**Aim:**
Exactly repeat the full listing that follows.

## START Data lines

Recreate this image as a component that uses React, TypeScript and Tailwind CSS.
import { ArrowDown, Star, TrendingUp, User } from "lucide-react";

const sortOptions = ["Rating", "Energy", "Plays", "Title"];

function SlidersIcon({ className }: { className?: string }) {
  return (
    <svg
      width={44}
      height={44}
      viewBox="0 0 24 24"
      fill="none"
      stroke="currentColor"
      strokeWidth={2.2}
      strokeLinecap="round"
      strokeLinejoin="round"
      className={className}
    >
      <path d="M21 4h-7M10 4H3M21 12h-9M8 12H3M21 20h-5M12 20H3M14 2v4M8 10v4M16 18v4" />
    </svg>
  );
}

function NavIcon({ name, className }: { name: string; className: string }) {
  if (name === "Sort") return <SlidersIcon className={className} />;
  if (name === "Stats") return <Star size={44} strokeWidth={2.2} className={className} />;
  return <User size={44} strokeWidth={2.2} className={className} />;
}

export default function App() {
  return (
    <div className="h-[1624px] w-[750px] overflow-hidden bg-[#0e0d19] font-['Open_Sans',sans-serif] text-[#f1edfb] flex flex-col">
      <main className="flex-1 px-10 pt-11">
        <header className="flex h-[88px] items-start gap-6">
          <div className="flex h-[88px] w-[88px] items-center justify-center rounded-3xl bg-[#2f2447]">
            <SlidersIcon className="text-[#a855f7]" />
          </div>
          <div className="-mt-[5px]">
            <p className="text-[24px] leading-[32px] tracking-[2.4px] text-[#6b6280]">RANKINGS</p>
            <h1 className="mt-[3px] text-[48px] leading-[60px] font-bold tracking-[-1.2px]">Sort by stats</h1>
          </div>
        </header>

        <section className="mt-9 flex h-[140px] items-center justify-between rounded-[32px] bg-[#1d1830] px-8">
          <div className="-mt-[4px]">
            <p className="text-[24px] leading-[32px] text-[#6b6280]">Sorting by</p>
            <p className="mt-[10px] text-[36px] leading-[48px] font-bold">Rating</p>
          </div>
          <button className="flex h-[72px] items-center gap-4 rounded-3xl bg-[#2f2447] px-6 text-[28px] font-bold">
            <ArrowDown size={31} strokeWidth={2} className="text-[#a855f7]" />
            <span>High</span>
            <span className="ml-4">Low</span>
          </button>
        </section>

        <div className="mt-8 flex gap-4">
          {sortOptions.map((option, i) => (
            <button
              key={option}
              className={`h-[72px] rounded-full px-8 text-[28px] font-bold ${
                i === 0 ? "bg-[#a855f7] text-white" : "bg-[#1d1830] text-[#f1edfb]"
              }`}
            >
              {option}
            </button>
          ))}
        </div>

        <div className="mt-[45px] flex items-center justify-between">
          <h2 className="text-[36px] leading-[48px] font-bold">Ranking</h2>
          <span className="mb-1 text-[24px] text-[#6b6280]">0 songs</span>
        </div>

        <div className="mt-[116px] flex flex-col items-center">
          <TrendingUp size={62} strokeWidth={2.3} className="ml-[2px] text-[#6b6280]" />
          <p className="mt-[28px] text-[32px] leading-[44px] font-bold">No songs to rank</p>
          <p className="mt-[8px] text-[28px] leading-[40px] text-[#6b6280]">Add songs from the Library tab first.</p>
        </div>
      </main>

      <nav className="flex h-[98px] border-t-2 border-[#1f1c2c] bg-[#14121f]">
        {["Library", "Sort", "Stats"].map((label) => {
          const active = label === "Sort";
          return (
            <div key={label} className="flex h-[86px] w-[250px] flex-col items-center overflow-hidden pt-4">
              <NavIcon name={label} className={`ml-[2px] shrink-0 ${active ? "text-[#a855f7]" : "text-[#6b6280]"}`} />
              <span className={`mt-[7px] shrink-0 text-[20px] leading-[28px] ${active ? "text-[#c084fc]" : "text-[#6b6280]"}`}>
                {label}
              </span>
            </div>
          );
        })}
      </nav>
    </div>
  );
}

## END Data lines

**Solution for this task:**
Recreate this image as a component that uses React, TypeScript and Tailwind CSS.
import { ArrowDown, Star, TrendingUp, User } from "lucide-react";

const sortOptions = ["Rating", "Energy", "Plays", "Title"];

function SlidersIcon({ className }: { className?: string }) {
  return (
    <svg
      width={44}
      height={44}
      viewBox="0 0 24 24"
      fill="none"
      stroke="currentColor"
      strokeWidth={2.2}
      strokeLinecap="round"
      strokeLinejoin="round"
      className={className}
    >
      <path d="M21 4h-7M10 4H3M21 12h-9M8 12H3M21 20h-5M12 20H3M14 2v4M8 10v4M16 18v4" />
    </svg>
  );
}

function NavIcon({ name, className }: { name: string; className: string }) {
  if (name === "Sort") return <SlidersIcon className={className} />;
  if (name === "Stats") return <Star size={44} strokeWidth={2.2} className={className} />;
  return <User size={44} strokeWidth={2.2} className={className} />;
}

export default function App() {
  return (
    <div className="h-[1624px] w-[750px] overflow-hidden bg-[#0e0d19] font-['Open_Sans',sans-serif] text-[#f1edfb] flex flex-col">
      <main className="flex-1 px-10 pt-11">
        <header className="flex h-[88px] items-start gap-6">
          <div className="flex h-[88px] w-[88px] items-center justify-center rounded-3xl bg-[#2f2447]">
            <SlidersIcon className="text-[#a855f7]" />
          </div>
          <div className="-mt-[5px]">
            <p className="text-[24px] leading-[32px] tracking-[2.4px] text-[#6b6280]">RANKINGS</p>
            <h1 className="mt-[3px] text-[48px] leading-[60px] font-bold tracking-[-1.2px]">Sort by stats</h1>
          </div>
        </header>

        <section className="mt-9 flex h-[140px] items-center justify-between rounded-[32px] bg-[#1d1830] px-8">
          <div className="-mt-[4px]">
            <p className="text-[24px] leading-[32px] text-[#6b6280]">Sorting by</p>
            <p className="mt-[10px] text-[36px] leading-[48px] font-bold">Rating</p>
          </div>
          <button className="flex h-[72px] items-center gap-4 rounded-3xl bg-[#2f2447] px-6 text-[28px] font-bold">
            <ArrowDown size={31} strokeWidth={2} className="text-[#a855f7]" />
            <span>High</span>
            <span className="ml-4">Low</span>
          </button>
        </section>

        <div className="mt-8 flex gap-4">
          {sortOptions.map((option, i) => (
            <button
              key={option}
              className={`h-[72px] rounded-full px-8 text-[28px] font-bold ${
                i === 0 ? "bg-[#a855f7] text-white" : "bg-[#1d1830] text-[#f1edfb]"
              }`}
            >
              {option}
            </button>
          ))}
        </div>

        <div className="mt-[45px] flex items-center justify-between">
          <h2 className="text-[36px] leading-[48px] font-bold">Ranking</h2>
          <span className="mb-1 text-[24px] text-[#6b6280]">0 songs</span>
        </div>

        <div className="mt-[116px] flex flex-col items-center">
          <TrendingUp size={62} strokeWidth={2.3} className="ml-[2px] text-[#6b6280]" />
          <p className="mt-[28px] text-[32px] leading-[44px] font-bold">No songs to rank</p>
          <p className="mt-[8px] text-[28px] leading-[40px] text-[#6b6280]">Add songs from the Library tab first.</p>
        </div>
      </main>

      <nav className="flex h-[98px] border-t-2 border-[#1f1c2c] bg-[#14121f]">
        {["Library", "Sort", "Stats"].map((label) => {
          const active = label === "Sort";
          return (
            <div key={label} className="flex h-[86px] w-[250px] flex-col items-center overflow-hidden pt-4">
              <NavIcon name={label} className={`ml-[2px] shrink-0 ${active ? "text-[#a855f7]" : "text-[#6b6280]"}`} />
              <span className={`mt-[7px] shrink-0 text-[20px] leading-[28px] ${active ? "text-[#c084fc]" : "text-[#6b6280]"}`}>
                {label}
              </span>
            </div>
          );
        })}
      </nav>
    </div>
  );
}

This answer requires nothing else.